A major, large-scale suite of the artist's celebrated lead paintings, Untitled by Günther Förg is an eight part wall installation spanning over five metres in width. From ivory white, cerulean blue to the deep hues of grey and violet, Untitled operate together to encapsulate the artist's long-standing exploration of colour, abstraction and object-hood and form. Executed with a freedom of movement, the paint seems almost casually applied over the lead; each direction of the artist's hand made visible through the tactility of the soft metal. Like a folded or crinkled sheet of paper, each panel possesses its own unique trail or imprint, with sumptuous, yet flat, curves and ripples reverberating on the surface of the lead. Arranged in two linear rows, the vibrancy of the upper panels is contrasted with the dark, shadowy hues of the lower panel. Above, alongside white, a colour which reflects all others, the primary colours of blue, yellow and red appear triumphant; below, alongside black, a colour which encompasses all other colours, deep tones of violet, grey and navy act as an anchor, conveying a solidity and concreteness to the work. Executed in 1987, acquired the same year and held in the same collection since, Untitled is a prime and rare example of Förg's experimentation with monumental and sequential groups of lead paintings, created with the aim to be perceived as a single unit.
At the root of Untitled lies a recurrent concept within Förg's oeuvre, that is the study of colour and the material it interacts with. The artist has explained: 'it's a question of the choice of the materials. I often used the particular choice of material to get this feeling of depth the lead gives the painting a very heavy feeling, it gives the colour a different density and weight' (G. Förg, interview with D. Ryan, Talking Painting, Karlsruhe 1997, reproduced at http://www.david-ryan.co.uk/gunther0forg.html). In Untitled, each fluid, thinly applied brushstroke seeps into the dense and malleable metal. Echoing the furrows and lines of the lead, the chromatic planes imbue the solid matter, becoming solid and substantial themselves.
The two fundamental aspects of Untitled, its colour fields and sculptural appearance, seem at first to continue the vernacular of the American abstract painters of the 1950s and minimalists of the 1960s; this work in fact departs from this art historical link in a very subtle manner. Aesthetically, the monochromatic planes of Untitled resonate with those of Mark Rothko or Barnett Newman and the use of an industrial metal seems to point to the rise of the 'object' in Minimalism, as in Judd's 1965 thesis 'Specific Objects'. Yet, while artists such as Newman sought the universal, spiritual and mystical in their paintings, Förg is concerned with the tangible, physical and the material. In this sense, Förg is closer conceptually to Ad Reinhardt, who hoped to 'purge painting of all its non-art content'; essentially, to create an artwork that 'is just this and nothing else' (P. Schimmel, quoted in Günther Förg, exh. cat., Newport, Newport Harbor Art Museum, 1989, p. 13).

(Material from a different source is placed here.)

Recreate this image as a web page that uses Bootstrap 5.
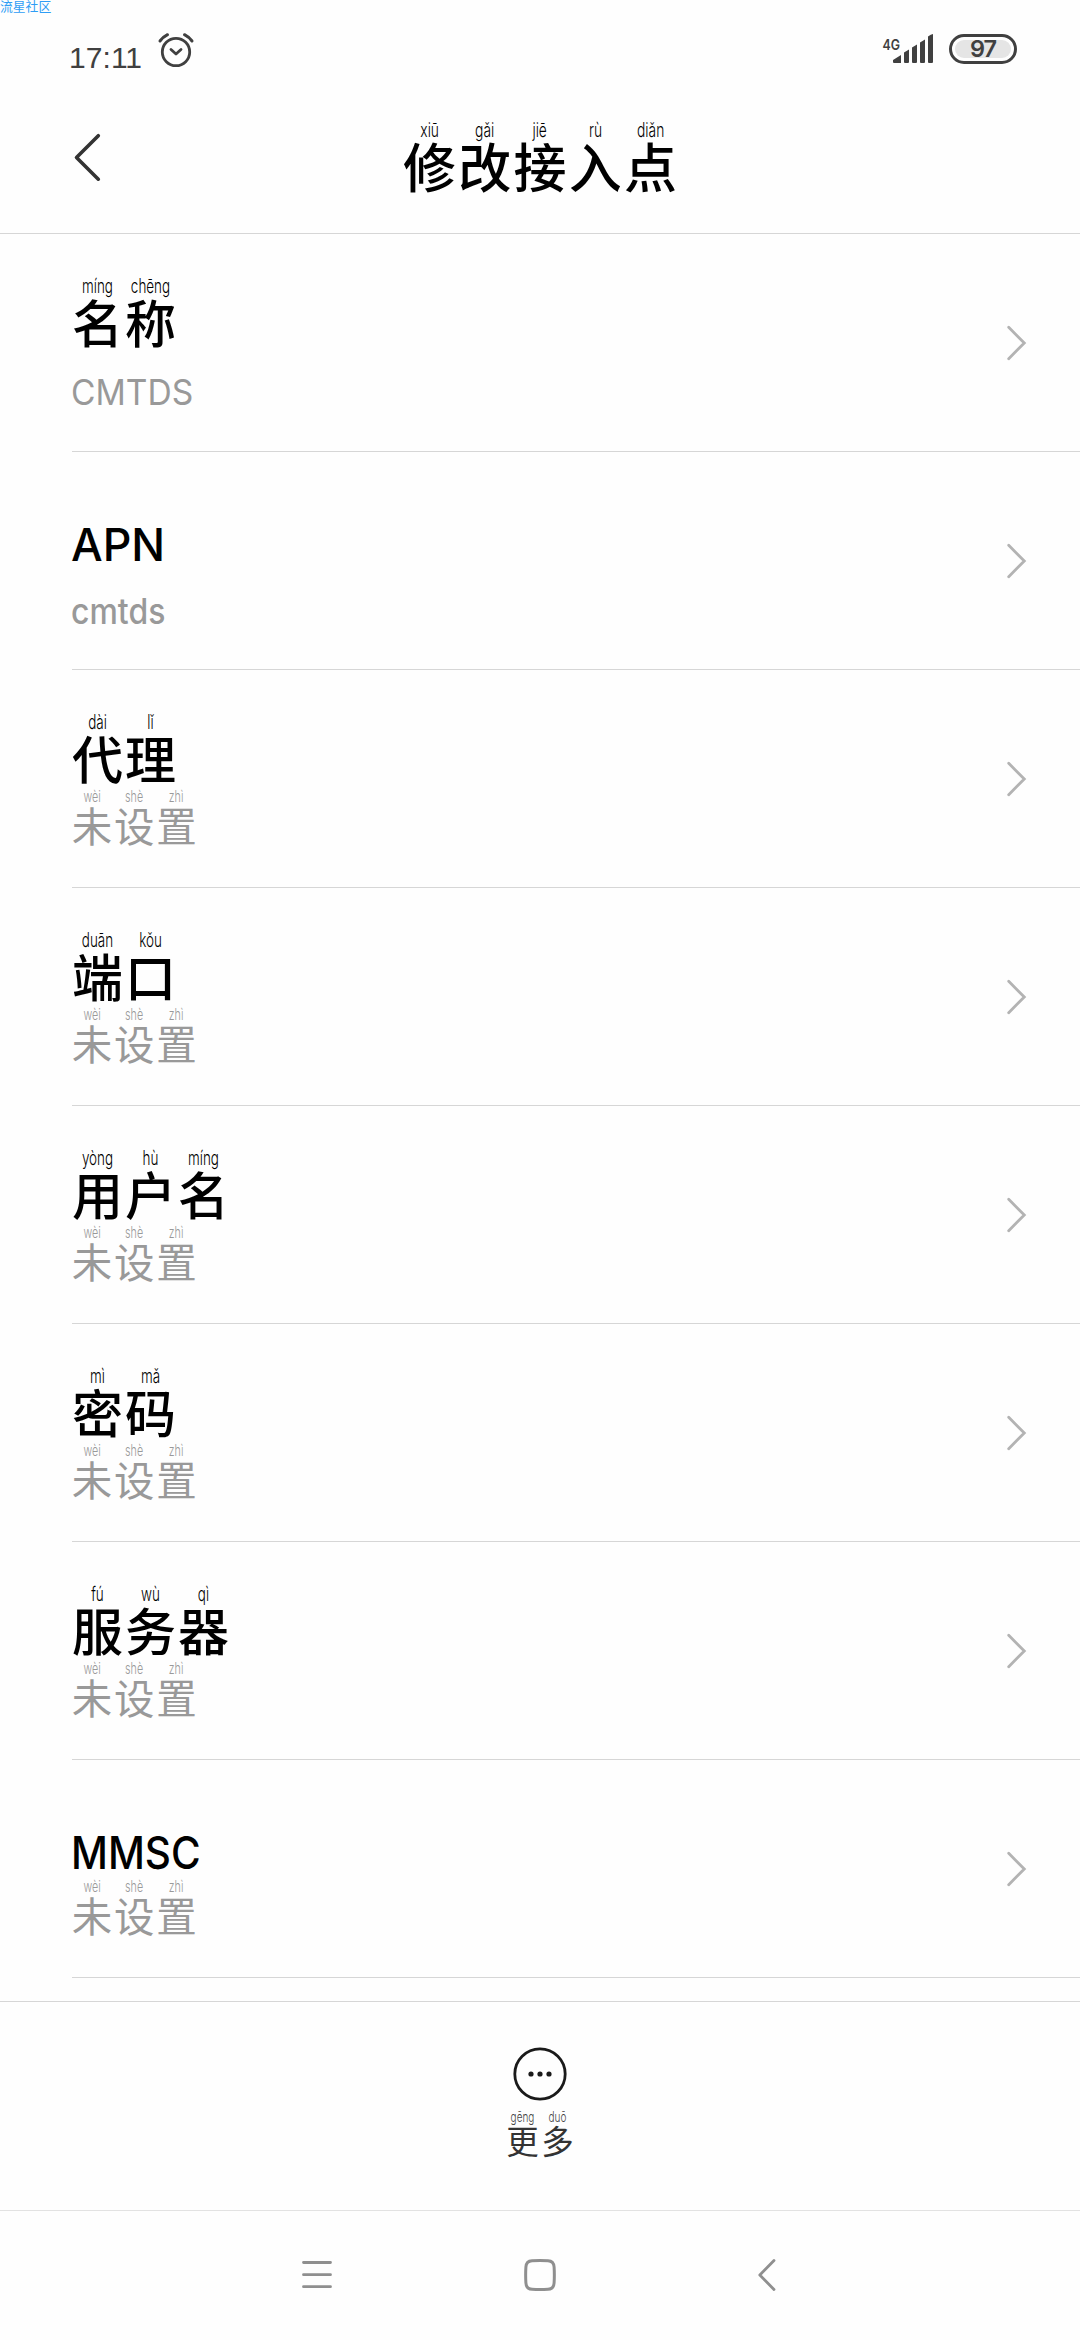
<!DOCTYPE html>
<html lang="zh-CN">
<head>
<meta charset="utf-8">
<meta name="viewport" content="width=device-width, initial-scale=1">
<title>修改接入点</title>
<link href="https://cdn.jsdelivr.net/npm/bootstrap@5.3.0/dist/css/bootstrap.min.css" rel="stylesheet">
<style>
body{width:1080px;height:2340px;overflow:hidden;background:#fefefe;color:#000;font-family:Inter,"Noto Sans CJK SC",sans-serif}
svg{display:block;flex:none;overflow:visible}
.watermark{left:0;top:-3px;font:12.8px/18px "Noto Sans CJK SC",sans-serif;color:#2e9df5}
.status-bar{height:84px;padding:0 63px 0 69px;color:#404040}
.clock{font:30px/36px "Liberation Sans",sans-serif;padding-top:40px;width:88px;white-space:nowrap}
.clock i{font-style:normal;display:inline-block;width:8.5px;text-align:center}
.alarm{margin-top:31px}
.signal{margin-top:32px}
.signal text{font:600 14.5px Inter,sans-serif;fill:#404040}
.battery{width:68px;height:30px;margin:34px 0 0 15px;border:3.5px solid #404040;border-radius:15px;padding:2.5px 3px}
.battery span{background:#e5e5e5;border-radius:9px;font:600 23.5px/18px Inter,sans-serif;letter-spacing:-1px;height:18px}
.title-bar{height:150px;border-bottom:1px solid #d6d6d6;padding:0 73px}
.title-bar .side{width:32px;padding-top:50px}
.zi{display:flex;flex-direction:column;text-align:center;width:53px;flex:none}
.py{font:300 19.5px/24px Inter,sans-serif;height:24px;transform:scaleX(.69);white-space:nowrap;display:flex;justify-content:center}
.hz{font:500 51px/53px "Noto Sans CJK SC",sans-serif;margin-top:-3px}
.title-words{padding-top:34px}
.title-words .zi{width:55.3px}
.title-words .py{font-size:20px}
.title-words .hz{font-size:53px}
.setting{height:218px;margin-left:71px;padding-right:54px;position:relative}
.setting::after{content:"";position:absolute;left:1px;right:0;bottom:0;border-bottom:1px solid #d6d6d6}
.label-line{height:118px;padding-top:40px}
.latin{font:500 44.7px/54px Inter,sans-serif;padding-top:26px;transform-origin:0 0}
.tight{transform:scaleX(.905)}
.value-line{height:60px;color:#999}
.value-line .zi{width:42.2px}
.value-line .py{font-size:15.5px;line-height:18px;height:18px}
.value-line .hz{font-size:40.5px;line-height:42px;font-weight:400;margin-top:-2px}
.value-latin{font:400 35.5px/42px Inter,sans-serif;padding-top:20px;transform:scaleX(.945);transform-origin:0 0}
.value-latin.lower{font-weight:500;transform:scaleX(.9);padding-top:21px}
.more-bar{height:209px;margin-top:23px;border-top:1px solid #d6d6d6;padding-top:44px;color:#333}
.more-bar .zi{width:35px}
.more-bar .words{padding-top:6px}
.more-bar .py{font-size:14.5px;line-height:18px;height:18px;color:#444}
.more-bar .hz{font-size:32.5px;line-height:34px;font-weight:400}
.system-nav{height:130px;border-top:1px solid #e2e2e2;padding:0 302px 2px}
</style>
</head>
<body class="position-relative d-flex flex-column">
<div class="watermark position-absolute">流星社区</div>
<header>
  <div class="status-bar d-flex align-items-start">
    <div class="clock">17<i>:</i>11</div>
    <svg class="alarm" width="38" height="38" viewBox="157 31 38 38" fill="none" stroke="#404040" stroke-width="2.8" stroke-linecap="round" stroke-linejoin="round"><circle cx="176" cy="52" r="13.7"/><path d="M171 49.5l5 4.500 5-4.500"/><path d="M160 41q3-4 7.500-6.300M192 41q-3-4-7.500-6.300" stroke-width="3"/></svg>
    <svg class="signal ms-auto" width="52" height="34" viewBox="881 32 52 34" fill="#404040"><text x="881.5" y="50" textLength="17.5" lengthAdjust="spacingAndGlyphs">4G</text><path d="M892 60l8-5v8h-7q-1 0-1-1zM903 52.500l5-3V62q0 1-1 1h-3q-1 0-1-1zM911 47.500l5-3V62q0 1-1 1h-3q-1 0-1-1zM919 42.500l5-3V62q0 1-1 1h-3q-1 0-1-1zM927 36.500q3-2.500 5-2.500v28q0 1-1 1h-3q-1 0-1-1z"/></svg>
    <div class="battery"><span class="d-block text-center">97</span></div>
  </div>
  <div class="title-bar d-flex justify-content-between align-items-start">
    <div class="side"><svg width="30" height="48" viewBox="73 134 30 48" fill="none" stroke="#333" stroke-width="3.6" stroke-linecap="round" stroke-linejoin="round"><path d="M98.300 135.700L76.500 157.500l21.800 21.700"/></svg></div>
    <div class="title-words d-flex" data-words="xiū 修 gǎi 改 jiē 接 rù 入 diǎn 点"></div>
    <div class="side"></div>
  </div>
</header>
<main id="settings"></main>
<footer>
  <div class="more-bar d-flex flex-column align-items-center">
    <svg width="56" height="56" viewBox="-28 -28 56 56"><circle r="25.2" fill="none" stroke="#1a1a1a" stroke-width="2.8"/><g fill="#1a1a1a"><circle cx="-9" r="2.600"/><circle r="2.600"/><circle cx="9" r="2.600"/></g></svg>
    <div class="words d-flex" data-words="gēng 更 duō 多"></div>
  </div>
  <nav class="system-nav d-flex justify-content-between align-items-center">
    <svg width="30" height="32" viewBox="0 0 30 32" stroke="#8f8f8f" stroke-width="2.800" stroke-linecap="round"><path d="M1.500 3.500h27M1.500 15.700h27M1.500 27.700h27"/></svg>
    <svg width="32" height="32" viewBox="0 0 32 32" fill="none" stroke="#8f8f8f" stroke-width="3"><path d="M8 1.700Q16 1.200 24 1.700 29.700 2 30.100 8q.5 8 0 16-.4 6-6.100 6.300-8 .5-16 0Q2.300 30 1.900 24q-.5-8 0-16Q2.300 2 8 1.700z"/></svg>
    <svg width="30" height="32" viewBox="-10 0 30 32" fill="none" stroke="#8f8f8f" stroke-width="2.800" stroke-linecap="round" stroke-linejoin="round"><path d="M16 1.500L1.800 16 16 30.500"/></svg>
  </nav>
</footer>
<script src="https://cdn.jsdelivr.net/npm/bootstrap@5.3.0/dist/js/bootstrap.bundle.min.js"></script>
<script>
const unset = 'wèi 未 shè 设 zhì 置';
const settings = [
  ['míng 名 chēng 称', 'CMTDS'],
  ['APN', 'cmtds'],
  ['dài 代 lǐ 理', unset],
  ['duān 端 kǒu 口', unset],
  ['yòng 用 hù 户 míng 名', unset],
  ['mì 密 mǎ 码', unset],
  ['fú 服 wù 务 qì 器', unset],
  ['MMSC', unset]
];
// Turns "pinyin character" pairs into annotated characters
function annotate(words) {
  return words.replace(/(\S+) (\S)(?: |$)/g, '<span class="zi"><span class="py">$1</span><span class="hz">$2</span></span>');
}
function line(text, latinClass) {
  return text.includes(' ') ? annotate(text) : `<span class="${latinClass}">${text}</span>`;
}
document.getElementById('settings').innerHTML = settings.map(([label, value]) => `
  <div class="setting d-flex justify-content-between align-items-center">
    <div class="align-self-start">
      <div class="label-line d-flex">${line(label, label.length > 3 ? 'latin tight' : 'latin')}</div>
      <div class="value-line d-flex">${line(value, value === value.toLowerCase() ? 'value-latin lower' : 'value-latin')}</div>
    </div>
    <svg width="20" height="36" viewBox="1006 325 20 36" fill="none" stroke="#b3b3b3" stroke-width="2.800" stroke-linecap="round"><path d="M1008.700 327.300L1024.300 343l-15.600 15.700"/></svg>
  </div>`).join('');
document.querySelectorAll('[data-words]').forEach(el => { el.innerHTML = annotate(el.dataset.words); });
</script>
</body>
</html>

However, more apparent than the influence of the American abstract painters in Untitled, is the specific influence of German artist Blinky Palermo. Palermo's reductivist aesthetic paired with his establishment of a 'conceptual dialogue among sculptural, environmental and painted elements in an exhibition' can be applied to Förg's artistic evolution ten years later (Ibid.). Förg began to think of his paintings as objects in a series or sequence and in 1978, his artistic practice evolved to include photographic elements and eventually in 1983, bronze sculptural work was introduced. The late eighties were a particularly fruitful time for the artist: an extensive investigation of various mediums coalesced in a harmonious and organic manner, culminating in artistic breakthroughs in his lead paintings, one being the inclusion of new formal devices such as multi-paneled, suite-format lead paintings. While works by Palermo possess an 'intimate monumentality', Untitled is a work of great ambition, in scale and concept.
Untitled also holds an inextricable relationship with the other aspects of Förg's artistic practice. Concerned with the basic tenants of abstraction--colour and form--the artist eschews traditional mediums for new materials to activate a certain objectivity; an objectivity which is also sought after in his photographs. It is the artist's ability to integrate seemingly disparate forms of art into a singular, unified practice, much in the same way he utilises many panels to create one, consummate work of art in Untitled. The emphasis lies in the process, a process which has allowed Förg to subtract the romantic, emotional sentiment of previous abstract painters, despite the inescapable weight of art history. As the artist as elaborated; 'I think if we take a broader perspective we could say that, fundamentally as soon as we engage with painting, we have the same problems that faced those at the beginning of the century or even before; problems around colour, form, composition' (G. Förg, interview with D. Ryan, Talking Painting, Karlsruhe 1997, reproduced at http://www.david-ryan.co.uk/gunther0forg.html). From his diverse material and mediums, the artist offers more than a critique of Modernist practices or allusions to art history in Untitled, Förg offers a meditation on the subjective, perceived in an objective manner.